--- TASK TO CARRY OUT ---
Search the material for the word "components" and report each line where it turns up.

--- DATA BLOCK ---
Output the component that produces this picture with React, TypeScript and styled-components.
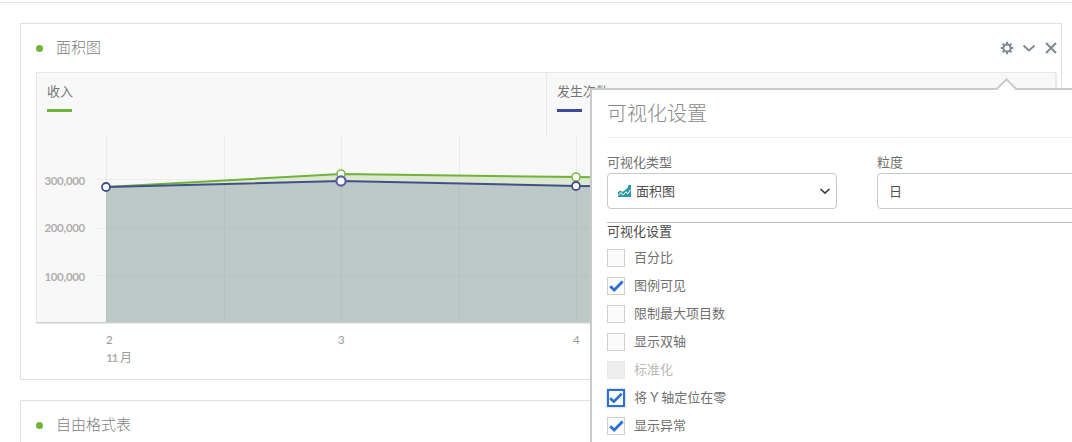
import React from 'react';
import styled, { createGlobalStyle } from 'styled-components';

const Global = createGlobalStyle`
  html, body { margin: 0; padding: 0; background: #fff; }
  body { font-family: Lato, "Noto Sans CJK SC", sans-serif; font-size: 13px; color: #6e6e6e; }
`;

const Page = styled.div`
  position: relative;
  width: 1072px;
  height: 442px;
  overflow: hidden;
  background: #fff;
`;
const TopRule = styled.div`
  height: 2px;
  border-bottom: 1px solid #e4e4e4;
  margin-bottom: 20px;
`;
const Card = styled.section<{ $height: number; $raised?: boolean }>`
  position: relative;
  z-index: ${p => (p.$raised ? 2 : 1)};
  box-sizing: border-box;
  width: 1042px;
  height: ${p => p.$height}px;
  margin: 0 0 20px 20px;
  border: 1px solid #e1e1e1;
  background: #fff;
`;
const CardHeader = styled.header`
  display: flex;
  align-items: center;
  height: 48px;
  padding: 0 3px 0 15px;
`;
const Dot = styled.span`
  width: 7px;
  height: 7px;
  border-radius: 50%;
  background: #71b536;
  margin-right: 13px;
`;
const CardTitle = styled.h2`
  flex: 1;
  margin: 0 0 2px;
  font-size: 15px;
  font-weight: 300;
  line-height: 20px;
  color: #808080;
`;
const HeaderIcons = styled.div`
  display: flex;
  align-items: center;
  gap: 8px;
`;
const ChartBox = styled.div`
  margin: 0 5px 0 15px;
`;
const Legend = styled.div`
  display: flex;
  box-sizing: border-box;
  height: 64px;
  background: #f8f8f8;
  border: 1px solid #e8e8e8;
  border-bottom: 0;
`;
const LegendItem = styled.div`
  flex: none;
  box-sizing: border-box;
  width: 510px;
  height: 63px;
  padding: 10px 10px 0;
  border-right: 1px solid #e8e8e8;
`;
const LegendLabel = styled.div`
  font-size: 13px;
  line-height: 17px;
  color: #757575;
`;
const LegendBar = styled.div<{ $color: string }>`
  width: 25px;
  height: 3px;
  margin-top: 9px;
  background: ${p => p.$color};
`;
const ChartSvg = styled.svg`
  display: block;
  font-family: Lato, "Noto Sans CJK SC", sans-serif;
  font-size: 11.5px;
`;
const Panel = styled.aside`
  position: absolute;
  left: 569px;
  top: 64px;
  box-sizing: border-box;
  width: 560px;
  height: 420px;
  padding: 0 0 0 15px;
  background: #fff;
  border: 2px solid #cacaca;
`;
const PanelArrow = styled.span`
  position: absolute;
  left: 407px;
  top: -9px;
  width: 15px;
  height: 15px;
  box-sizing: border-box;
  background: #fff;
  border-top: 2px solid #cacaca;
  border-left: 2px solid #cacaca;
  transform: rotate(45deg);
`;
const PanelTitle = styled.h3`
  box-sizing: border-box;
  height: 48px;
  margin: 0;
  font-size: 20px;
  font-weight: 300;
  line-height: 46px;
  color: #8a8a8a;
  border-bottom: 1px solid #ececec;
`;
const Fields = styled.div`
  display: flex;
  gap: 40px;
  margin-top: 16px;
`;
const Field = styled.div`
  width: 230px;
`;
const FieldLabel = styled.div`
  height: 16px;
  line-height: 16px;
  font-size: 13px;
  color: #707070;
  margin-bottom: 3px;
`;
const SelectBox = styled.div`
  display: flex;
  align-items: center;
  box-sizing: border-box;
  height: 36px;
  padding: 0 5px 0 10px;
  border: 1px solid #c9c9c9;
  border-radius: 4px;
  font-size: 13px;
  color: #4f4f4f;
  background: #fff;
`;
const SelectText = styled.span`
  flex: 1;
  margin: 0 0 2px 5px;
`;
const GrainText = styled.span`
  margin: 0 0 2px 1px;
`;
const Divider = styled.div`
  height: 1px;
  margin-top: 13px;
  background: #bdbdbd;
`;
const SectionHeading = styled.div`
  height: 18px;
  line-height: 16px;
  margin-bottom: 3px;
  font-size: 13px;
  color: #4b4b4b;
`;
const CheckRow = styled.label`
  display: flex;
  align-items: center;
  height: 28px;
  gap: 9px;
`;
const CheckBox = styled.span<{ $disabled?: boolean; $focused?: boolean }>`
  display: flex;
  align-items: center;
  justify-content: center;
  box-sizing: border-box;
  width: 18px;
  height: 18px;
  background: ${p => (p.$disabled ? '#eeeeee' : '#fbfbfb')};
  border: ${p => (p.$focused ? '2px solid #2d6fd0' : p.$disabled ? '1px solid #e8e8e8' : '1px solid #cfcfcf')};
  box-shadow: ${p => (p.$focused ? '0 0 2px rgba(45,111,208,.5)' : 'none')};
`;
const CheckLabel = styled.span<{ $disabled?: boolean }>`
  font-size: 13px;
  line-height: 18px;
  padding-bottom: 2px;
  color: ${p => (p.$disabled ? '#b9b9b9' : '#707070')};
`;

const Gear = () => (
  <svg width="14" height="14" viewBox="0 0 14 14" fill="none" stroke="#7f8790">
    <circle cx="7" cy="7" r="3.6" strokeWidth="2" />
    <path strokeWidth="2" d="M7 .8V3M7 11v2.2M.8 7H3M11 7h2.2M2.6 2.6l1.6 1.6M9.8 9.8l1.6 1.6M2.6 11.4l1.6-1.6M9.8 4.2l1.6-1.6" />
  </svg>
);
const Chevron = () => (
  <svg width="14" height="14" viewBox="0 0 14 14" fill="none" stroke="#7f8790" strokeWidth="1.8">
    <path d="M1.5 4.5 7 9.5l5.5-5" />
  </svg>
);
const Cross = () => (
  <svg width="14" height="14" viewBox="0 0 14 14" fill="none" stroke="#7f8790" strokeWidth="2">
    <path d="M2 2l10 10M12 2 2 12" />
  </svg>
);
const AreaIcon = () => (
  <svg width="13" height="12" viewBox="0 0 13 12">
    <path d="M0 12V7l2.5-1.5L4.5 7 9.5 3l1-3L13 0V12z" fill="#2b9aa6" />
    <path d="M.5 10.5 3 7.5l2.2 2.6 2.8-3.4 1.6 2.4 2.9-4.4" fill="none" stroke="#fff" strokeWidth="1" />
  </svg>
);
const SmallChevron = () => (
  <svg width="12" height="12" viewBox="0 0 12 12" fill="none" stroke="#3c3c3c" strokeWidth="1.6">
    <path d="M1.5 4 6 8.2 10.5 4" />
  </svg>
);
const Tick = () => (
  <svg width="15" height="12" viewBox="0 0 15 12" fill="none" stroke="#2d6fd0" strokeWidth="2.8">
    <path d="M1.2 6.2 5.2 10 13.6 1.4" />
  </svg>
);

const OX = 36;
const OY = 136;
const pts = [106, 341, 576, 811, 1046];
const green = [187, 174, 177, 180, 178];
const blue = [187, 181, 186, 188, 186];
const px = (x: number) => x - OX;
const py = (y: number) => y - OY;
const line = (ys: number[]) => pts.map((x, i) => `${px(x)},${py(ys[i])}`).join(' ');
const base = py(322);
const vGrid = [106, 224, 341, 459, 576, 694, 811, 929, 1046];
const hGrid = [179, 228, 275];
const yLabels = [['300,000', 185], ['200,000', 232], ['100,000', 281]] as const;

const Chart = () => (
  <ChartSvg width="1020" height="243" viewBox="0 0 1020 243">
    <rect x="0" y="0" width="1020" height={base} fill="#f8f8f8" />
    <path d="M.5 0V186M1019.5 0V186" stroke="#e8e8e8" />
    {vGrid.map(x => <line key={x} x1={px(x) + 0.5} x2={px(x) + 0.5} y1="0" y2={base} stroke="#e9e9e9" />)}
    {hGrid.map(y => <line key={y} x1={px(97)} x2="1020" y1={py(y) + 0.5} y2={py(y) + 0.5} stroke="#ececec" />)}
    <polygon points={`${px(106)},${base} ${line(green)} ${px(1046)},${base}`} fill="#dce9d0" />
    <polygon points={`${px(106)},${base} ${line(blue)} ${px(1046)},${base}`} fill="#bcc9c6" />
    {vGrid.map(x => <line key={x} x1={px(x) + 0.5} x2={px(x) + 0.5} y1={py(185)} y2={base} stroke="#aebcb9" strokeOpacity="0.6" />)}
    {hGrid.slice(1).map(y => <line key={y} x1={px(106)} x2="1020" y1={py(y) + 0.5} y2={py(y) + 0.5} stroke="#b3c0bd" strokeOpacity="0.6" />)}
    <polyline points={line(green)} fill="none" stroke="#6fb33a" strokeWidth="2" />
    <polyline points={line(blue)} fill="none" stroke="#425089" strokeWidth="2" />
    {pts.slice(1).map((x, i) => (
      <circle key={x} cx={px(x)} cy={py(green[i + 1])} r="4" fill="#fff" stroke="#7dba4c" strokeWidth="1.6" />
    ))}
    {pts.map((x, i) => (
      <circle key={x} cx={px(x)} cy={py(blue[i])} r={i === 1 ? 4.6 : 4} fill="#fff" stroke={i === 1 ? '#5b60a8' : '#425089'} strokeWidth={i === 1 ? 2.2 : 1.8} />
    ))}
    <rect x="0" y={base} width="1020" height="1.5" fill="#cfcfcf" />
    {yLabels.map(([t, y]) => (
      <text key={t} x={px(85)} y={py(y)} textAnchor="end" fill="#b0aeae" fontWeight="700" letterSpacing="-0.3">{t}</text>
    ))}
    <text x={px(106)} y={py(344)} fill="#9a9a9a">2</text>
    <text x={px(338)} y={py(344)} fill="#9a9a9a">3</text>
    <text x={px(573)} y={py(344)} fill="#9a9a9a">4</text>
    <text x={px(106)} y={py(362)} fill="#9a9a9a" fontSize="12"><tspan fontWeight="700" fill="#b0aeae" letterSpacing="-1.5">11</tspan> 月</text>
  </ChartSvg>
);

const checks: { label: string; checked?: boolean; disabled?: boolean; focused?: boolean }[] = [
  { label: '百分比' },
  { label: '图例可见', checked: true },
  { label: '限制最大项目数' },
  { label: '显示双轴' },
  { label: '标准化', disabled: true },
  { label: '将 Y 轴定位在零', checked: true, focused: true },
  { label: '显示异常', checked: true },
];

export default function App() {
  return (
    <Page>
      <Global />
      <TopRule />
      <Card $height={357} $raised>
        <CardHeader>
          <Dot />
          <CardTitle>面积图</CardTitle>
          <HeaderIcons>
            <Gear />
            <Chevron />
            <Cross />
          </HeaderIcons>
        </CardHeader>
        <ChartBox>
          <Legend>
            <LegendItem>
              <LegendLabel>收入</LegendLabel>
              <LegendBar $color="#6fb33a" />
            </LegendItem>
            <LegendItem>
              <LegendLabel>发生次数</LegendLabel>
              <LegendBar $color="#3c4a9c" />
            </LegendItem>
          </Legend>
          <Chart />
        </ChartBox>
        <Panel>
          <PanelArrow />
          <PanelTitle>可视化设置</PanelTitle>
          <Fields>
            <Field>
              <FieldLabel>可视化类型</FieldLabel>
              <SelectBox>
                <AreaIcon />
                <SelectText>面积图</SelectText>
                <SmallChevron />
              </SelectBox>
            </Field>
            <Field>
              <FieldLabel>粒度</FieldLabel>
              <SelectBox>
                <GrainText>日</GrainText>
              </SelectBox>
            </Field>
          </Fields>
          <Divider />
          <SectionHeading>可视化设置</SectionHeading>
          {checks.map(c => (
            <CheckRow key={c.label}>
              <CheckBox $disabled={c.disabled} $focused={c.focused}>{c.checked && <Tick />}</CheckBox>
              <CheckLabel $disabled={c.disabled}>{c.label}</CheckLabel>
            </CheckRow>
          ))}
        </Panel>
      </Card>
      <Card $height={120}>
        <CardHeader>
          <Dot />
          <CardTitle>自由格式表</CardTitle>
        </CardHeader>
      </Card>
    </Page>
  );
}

--- RESPONSE TO THIS TASK ---
Output the component that produces this picture with React, TypeScript and styled-components.
import styled, { createGlobalStyle } from 'styled-components';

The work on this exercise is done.